Autumn nearly always one of the best times to climb in the Alps. No one around and the cooler weather makes it much safer too. Wendy Crabb and I had three very good days together. On our first day we climbed my new favourite peak the aigullie du Van, then we climbed the aiguille du Toule on the Italian ridge of the Valley Blanche. On Sunday we climbed the long rock climb the Via Cordia. We saw two people on our routes the entire time.

Thursday, September 25, 2008

Patagonia blog features Mark the Mountain Guide


Just a head of the US release of the book Patagonia have been kind enough to review the book.

Wednesday, September 24, 2008

Not enough snow to ski.

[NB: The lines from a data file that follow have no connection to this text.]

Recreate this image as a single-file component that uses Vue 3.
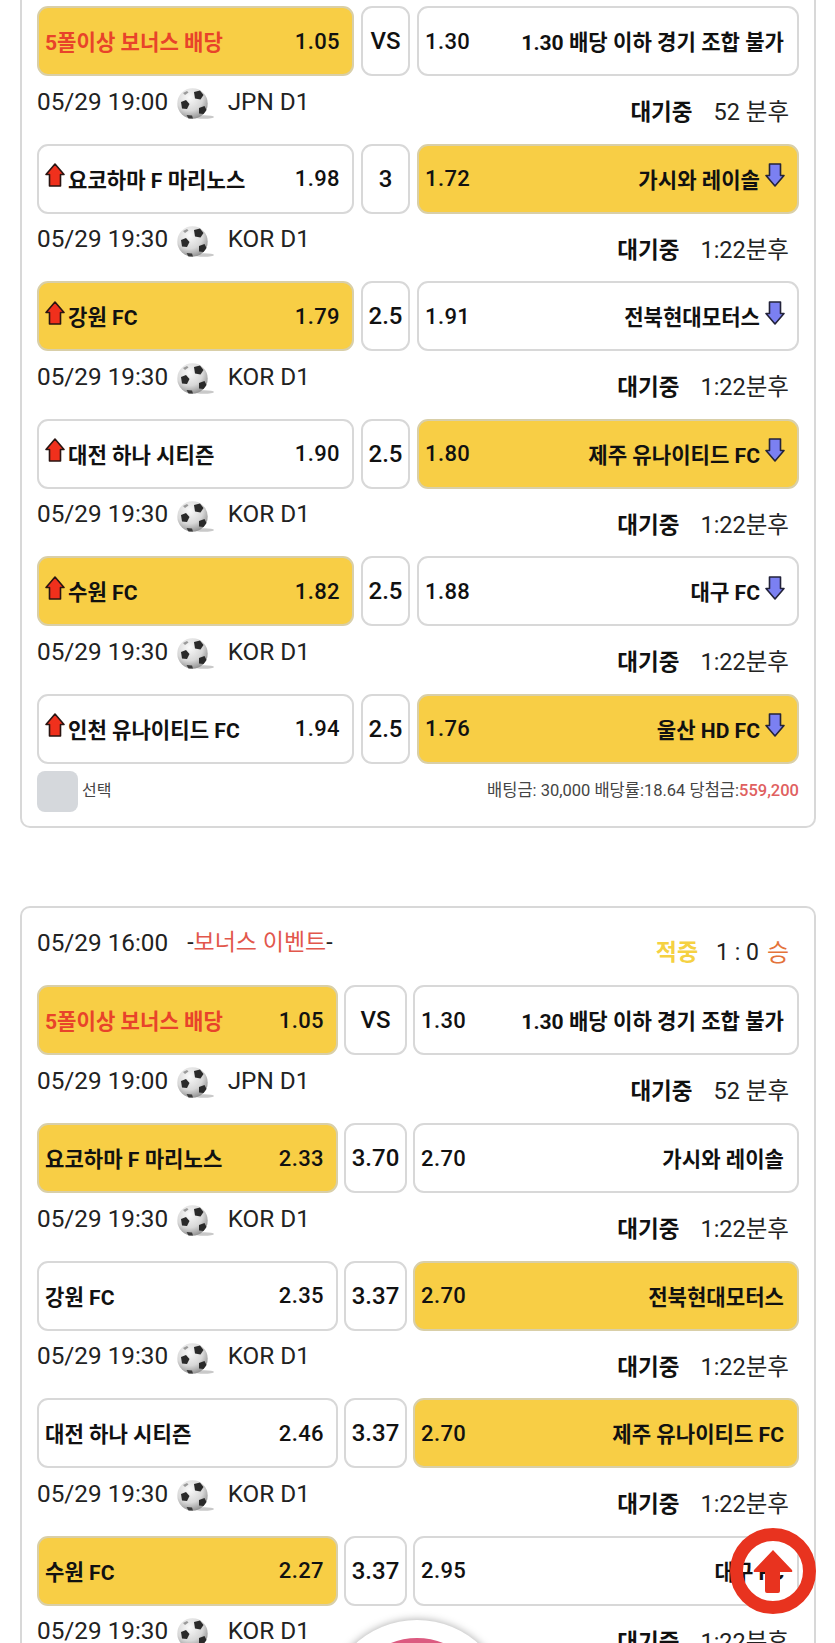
<template>
  <div class="page">
    <div v-for="card in cards" :key="card.id" class="card" :class="card.id">
      <div v-if="card.header" class="card-header">
        <div class="header-left">
          <span class="time">{{ card.header.time }}</span>
          <span class="event">-<em>{{ card.header.event }}</em>-</span>
        </div>
        <div class="header-right">
          <b class="hit">{{ card.header.status }}</b>
          <span class="score">{{ card.header.score }}</span>
          <span class="win">{{ card.header.result }}</span>
        </div>
      </div>

      <template v-for="(row, index) in card.rows" :key="index">
        <div class="odds-row">
          <div class="box box-left" :class="{ active: row.pick === 'home' }">
            <span class="team" :class="{ bonus: row.bonus }">
              <svg v-if="card.arrows && !row.bonus" class="arrow" width="20" height="24" viewBox="0 0 20 24">
                <path d="M10 1 L19 11.5 L15.5 11.5 L15.5 23 L4.5 23 L4.5 11.5 L1 11.5 Z" fill="#f0301c" stroke="#2a1512" stroke-width="1.6" stroke-linejoin="round" />
              </svg>
              {{ row.home }}
            </span>
            <span class="odd">{{ row.homeOdd }}</span>
          </div>
          <div class="box box-mid">{{ row.mid }}</div>
          <div class="box box-right" :class="{ active: row.pick === 'away' }">
            <span class="odd">{{ row.awayOdd }}</span>
            <span class="team">
              {{ row.away }}
              <svg v-if="card.arrows && !row.bonus" class="arrow" width="20" height="24" viewBox="0 0 20 24">
                <path d="M4.5 1 L15.5 1 L15.5 12.5 L19 12.5 L10 23 L1 12.5 L4.5 12.5 Z" fill="#7b80f2" stroke="#23233a" stroke-width="1.6" stroke-linejoin="round" />
              </svg>
            </span>
          </div>
        </div>
        <div v-if="row.time" class="meta">
          <div class="meta-left">
            <span class="time">{{ row.time }}</span>
            <svg class="ball" width="38" height="32" viewBox="0 0 38 32">
              <ellipse cx="27" cy="29" rx="10" ry="1.8" fill="#c9c9c9" />
              <circle cx="15.5" cy="15.5" r="15.2" :fill="`url(#ball-${card.id}-${index})`" />
              <defs>
                <radialGradient :id="`ball-${card.id}-${index}`" cx="0.4" cy="0.3" r="0.8">
                  <stop offset="0" stop-color="#fafafa" />
                  <stop offset="0.55" stop-color="#d8d8d8" />
                  <stop offset="1" stop-color="#7d7d7d" />
                </radialGradient>
              </defs>
              <path d="M17 4 L23 2.5 L26.5 7 L23.5 11.5 L18 10.5 Z" fill="#2a2a2a" />
              <path d="M4 14 L9 12 L12.5 16 L10 21 L5 20.5 Z" fill="#2a2a2a" />
              <path d="M22 20 L27.5 18 L29.5 22 L26.5 26 L22 25.5 Z" fill="#2a2a2a" />
              <path d="M9.5 27 L15 27.5 L16 30.5 L11.5 30.5 Z" fill="#3a3a3a" />
              <path d="M6 5 L10 3 L11.5 4.5 L8 7 Z" fill="#9a9a9a" />
            </svg>
            <span class="league">{{ row.league }}</span>
          </div>
          <div class="meta-right">
            <b>대기중</b>
            <span>{{ row.wait }}</span>
          </div>
        </div>
      </template>

      <div v-if="card.footer" class="card-footer">
        <div class="select">
          <span class="select-box"></span>
          <span class="select-label">선택</span>
        </div>
        <div class="summary">
          배팅금: 30,000 배당률:18.64 당첨금:<b>559,200</b>
        </div>
      </div>
    </div>

    <div class="dock-button"><span></span></div>
    <div class="to-top">
      <svg width="40" height="44" viewBox="0 0 40 44">
        <path d="M20 1 L39 21 Q40 23 38 23 L27 23 L27 42 Q27 44 25 44 L14 44 Q12 44 12 42 L12 23 L2 23 Q0 23 1 21 Z" fill="#e8331f" />
      </svg>
    </div>
  </div>
</template>

<script setup>
const wait = '1:22분후'
const kor = { time: '05/29 19:30', league: 'KOR D1', wait }
const bonusRow = {
  bonus: true,
  pick: 'home',
  home: '5폴이상 보너스 배당',
  homeOdd: '1.05',
  mid: 'VS',
  awayOdd: '1.30',
  away: '1.30 배당 이하 경기 조합 불가',
  time: '05/29 19:00',
  league: 'JPN D1',
  wait: '52 분후'
}

const cards = [
  {
    id: 'first',
    arrows: true,
    footer: true,
    rows: [
      bonusRow,
      { pick: 'away', home: '요코하마 F 마리노스', homeOdd: '1.98', mid: '3', awayOdd: '1.72', away: '가시와 레이솔', ...kor },
      { pick: 'home', home: '강원 FC', homeOdd: '1.79', mid: '2.5', awayOdd: '1.91', away: '전북현대모터스', ...kor },
      { pick: 'away', home: '대전 하나 시티즌', homeOdd: '1.90', mid: '2.5', awayOdd: '1.80', away: '제주 유나이티드 FC', ...kor },
      { pick: 'home', home: '수원 FC', homeOdd: '1.82', mid: '2.5', awayOdd: '1.88', away: '대구 FC', ...kor },
      { pick: 'away', home: '인천 유나이티드 FC', homeOdd: '1.94', mid: '2.5', awayOdd: '1.76', away: '울산 HD FC' }
    ]
  },
  {
    id: 'second',
    header: { time: '05/29 16:00', event: '보너스 이벤트', status: '적중', score: '1 : 0', result: '승' },
    rows: [
      bonusRow,
      { pick: 'home', home: '요코하마 F 마리노스', homeOdd: '2.33', mid: '3.70', awayOdd: '2.70', away: '가시와 레이솔', ...kor },
      { pick: 'away', home: '강원 FC', homeOdd: '2.35', mid: '3.37', awayOdd: '2.70', away: '전북현대모터스', ...kor },
      { pick: 'away', home: '대전 하나 시티즌', homeOdd: '2.46', mid: '3.37', awayOdd: '2.70', away: '제주 유나이티드 FC', ...kor },
      { pick: 'home', home: '수원 FC', homeOdd: '2.27', mid: '3.37', awayOdd: '2.95', away: '대구 FC', ...kor }
    ]
  }
]
</script>

<style>
html,
body {
  background: #fff;
  overflow: hidden;
}
</style>

<style scoped>
.page {
  padding: 0 19px 0 20px;
  font-family: Roboto, "Noto Sans CJK KR", sans-serif;
  color: #222;
}

.card {
  border: 2px solid #d8d8d8;
  border-radius: 10px;
  padding: 0 15px 14px;
  background: #fff;
}

.card.first {
  border-top: none;
  border-radius: 0 0 10px 10px;
  padding-top: 6px;
  margin-bottom: 78.5px;
}

.card-header {
  height: 77px;
  display: flex;
  justify-content: space-between;
  align-items: flex-start;
  padding-right: 10px;
  font-size: 24.3px;
}

.header-left {
  display: flex;
  align-items: center;
  gap: 19px;
  line-height: 34px;
  margin-top: 18px;
}

.event {
  font-size: 23px;
}

.event em {
  font-style: normal;
  color: #e2574c;
}

.header-right {
  display: flex;
  line-height: 34px;
  margin-top: 28px;
}

.hit {
  color: #f5d142;
  font-size: 23px;
  margin-right: 18px;
}

.score {
  margin-right: 8px;
  font-size: 23px;
}

.win {
  color: #e4733a;
  font-size: 24px;
}

.odds-row {
  display: grid;
  height: 70px;
}

.first .odds-row {
  grid-template-columns: 317px 49px 1fr;
  column-gap: 7px;
}

.second .odds-row {
  grid-template-columns: 301px 63px 1fr;
  column-gap: 6px;
}

.box {
  border: 2px solid #d8d8d8;
  border-radius: 11px;
  background: #fff;
  display: flex;
  align-items: center;
  font-size: 22px;
  font-weight: 500;
  color: #111;
  min-width: 0;
}

.box.active {
  background: #f8ce45;
  border-color: #d9cfa8;
}

.box-left,
.box-right {
  justify-content: space-between;
  padding: 0 12px 0 6px;
}

.box-right {
  padding-right: 13px;
}

.box-mid {
  justify-content: center;
  font-size: 24px;
}

.team {
  display: inline-flex;
  align-items: center;
  gap: 3px;
  font-size: 21.1px;
  font-weight: 700;
  white-space: nowrap;
}

.team.bonus {
  color: #e8432a;
}

.odd {
  letter-spacing: 0.4px;
}

.arrow {
  margin-bottom: 7px;
  flex-shrink: 0;
}

.box-right .arrow {
  margin-left: 2px;
  margin-right: -1px;
}

.meta {
  height: 67.6px;
  display: flex;
  justify-content: space-between;
  align-items: flex-start;
  padding-right: 10px;
  font-size: 24.3px;
}

.meta-left {
  display: flex;
  align-items: center;
  height: 50px;
}

.ball {
  margin: 6px 13px 0 8.5px;
}

.meta-right {
  display: flex;
  gap: 21px;
  margin-top: 12px;
  line-height: 48px;
  font-size: 23.5px;
}

.meta-right b {
  font-size: 22.5px;
  color: #111;
}

.card-footer {
  display: flex;
  justify-content: space-between;
  align-items: center;
  margin-top: 7px;
  font-size: 16.5px;
  color: #444;
}

.select {
  display: flex;
  align-items: center;
  gap: 4px;
}

.select-box {
  width: 41px;
  height: 41px;
  border-radius: 8px;
  background: #d5d8dc;
}

.select-label,
.summary {
  margin-bottom: 4px;
}

.select-label {
  font-size: 16px;
}

.summary b {
  color: #e06060;
  font-weight: 500;
}

.to-top {
  position: fixed;
  left: 730px;
  top: 1528px;
  width: 86px;
  height: 86px;
  box-sizing: border-box;
  border: 13px solid #e8331f;
  border-radius: 50%;
  display: flex;
  align-items: center;
  justify-content: center;
}

.dock-button {
  position: fixed;
  left: 325px;
  top: 1620px;
  width: 184px;
  height: 184px;
  border-radius: 50%;
  background: #fff;
  box-shadow: 0 0 8px rgba(0, 0, 0, 0.35);
  display: flex;
  justify-content: center;
}

.dock-button span {
  width: 140px;
  height: 140px;
  margin-top: 18px;
  border-radius: 50%;
  background: #dc5a80;
}
</style>
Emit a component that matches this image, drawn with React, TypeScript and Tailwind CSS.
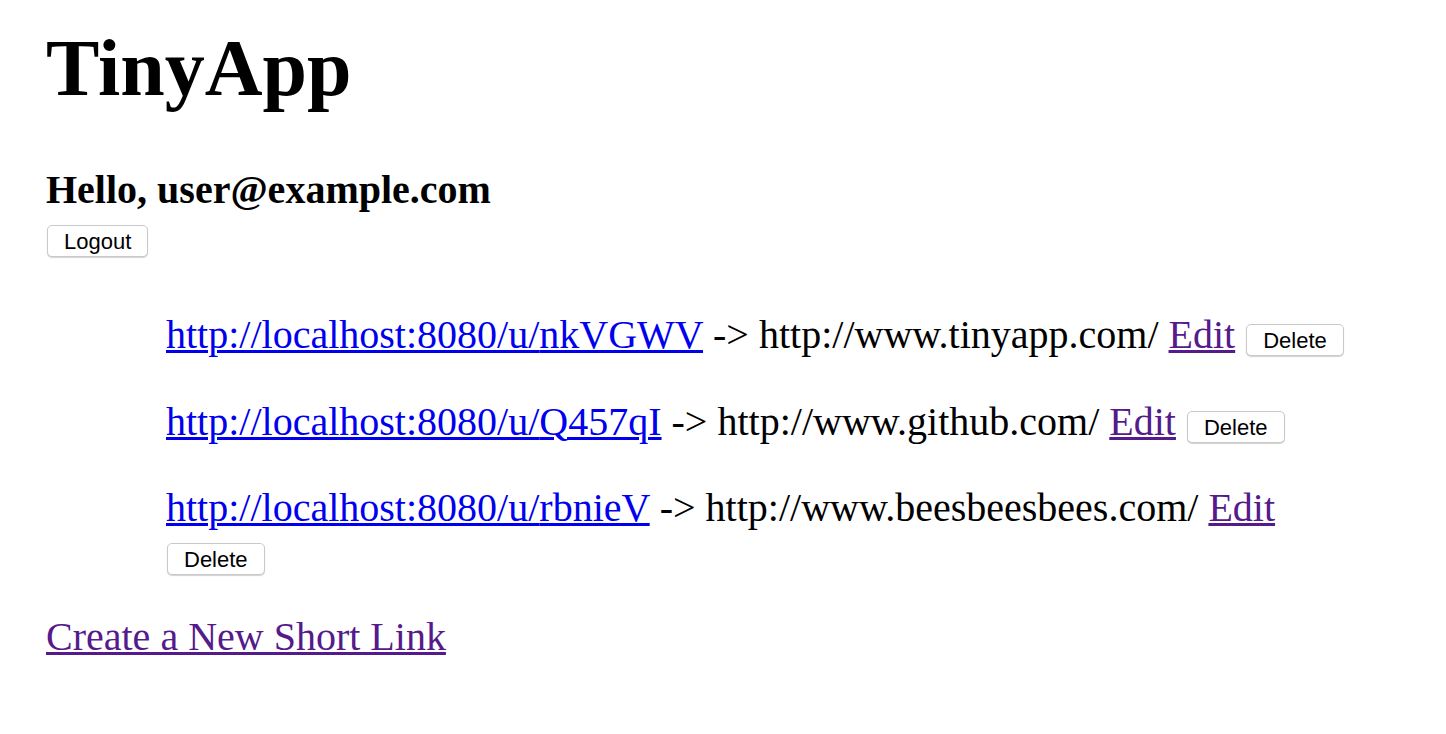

Too much snow to walk the Haute Route

Stephen Yeates, Viv Hickman and Steve & Fiona Trantrum and I set off to try and finish the second half of the Haute Route. We took an extreme taxi ride to the door of the Chanrion Hut. This was no ordinary taxi driver check out the link. The next day we set off for the Dix Hut but had to turn round at the col de Lire Rose because there was too much snow to cross it safely. We returned to the Chanrion Hut and called the Dix Hut to let them know we could not make it. With alarming surprise the Dix Hut did not seem to grasp we turned round for safety reasons. Which suggests the Guardian knows little about mountains
We quickly came up with a plan B - called back the taxi and headed up to the Brunnet Hut which is run by a very strict women. The next day Monday we traversed to the Cabane de Mille which enjoyed spectacular views towards the Mt Blanc massif. On Tuesday we had a very pleasant walk into Liddes where once again we picked up our taxi back to Martigny for lunch at Plan Cerises.
On our final day we all went rock climbing in Chamonix in beautiful autum sunshine

Wednesday, September 17, 2008

Mont Blanc 4810 meters





I made a very rare trip up MT Blanc this morning. It was made very easy by having fantastic conditions a full moon and a super fit client Robin Tarling. [I put rocks in his ruck-sack to slow him down.] We arrived on the summit in just over 3 hours as dawn broke. It was cold so we did not hang around but raced back to the Gouter Hut for a well earned omlette.

Friday, September 12, 2008

Pigne d'Arolla 3795 meters


John Eastgate and I climbed the Pigne d'Arolla from the village of Arolla yesterday. We drove round from Chamonix and walked up to the Vignettes Hut. It took about four hours and it was touch and go whether we got wet. After a pleasnt night we had the entire ascent to our selves and saw no one all day. The photo show the dramatic situation of the Vignettes Hut.

Saturday, September 06, 2008

Lots and Lots of Rock climbing



The weather went a bit bonkers so Roger Cunliffe's and my plan to climb the Matterhorn had to be postponed until next year. Instead we had some fantastic rock climbing. On our first day we climbed the Tichodrome near Martigny. On Tuesday we Traversed the Aigulle de Entreve. Wednesday we climbed in the Aigulle Rouge. Thursday it chucked it down so we did a lot of rope work. On Friday we climbed one of the best rock routes of the season on the lonely Aigulle du Van above the Emosson Dam. On Saturday we squeezed in the long climb Les Razmokets before it started to rain.

Sunday, August 31, 2008

Aiguille de Peuterey Blanche





Charles Sherwood and I topped off a fine weeks climbing by climbing the north face of the Aiguille de Peuterey Blanche, the most difficult 4000er in the Alps.

We began by bivying below Col Moore, then departing at 3.am. We finished by topping out on Mont Blanc then descending via the Gouter Hut.

See photos.

Friday, August 15, 2008

Alpine Beach Holiday


Just had a very good three days with father and son team Chris & Albert Boulton. We were joined by 6 year old Arthur for some rock climbing at Les Houches. Yesterday we traversed the Aiguille de Crochue and nearly fell in the Lac Blanc [ see photo]
To day it chucked it down and was cold . We headed to Martigny and had a very good days rock climbing and acquiring the new skills for what ever adventures lie ahead in the future.

Saturday, August 02, 2008

A week in Saas Grund with some high altitude bathing



I went to work with my Mentor of 20 years ago Alan Kimber. We were running an Alpine training course with 12 clients and three Guides [Rob Jarvis was the third] We had settled weather for the six days. We managed to climb two 4000 meter peaks spent a day on the glacier and did a Via Ferratta. Alan for more info and some great photos click on the link.

Sunday, July 20, 2008

Switzerlands Regal Peaks





Some peaks stand head and shoulders above others in terms of thier aesthetic presense and Liskamm is one of them. Peter Little and I were lucky enough to do the complete traverse between the west and east summits in perfect conditions. Prior to that we had our usual mix of new routes and solitude and of course a little [mechanical] mis adventure.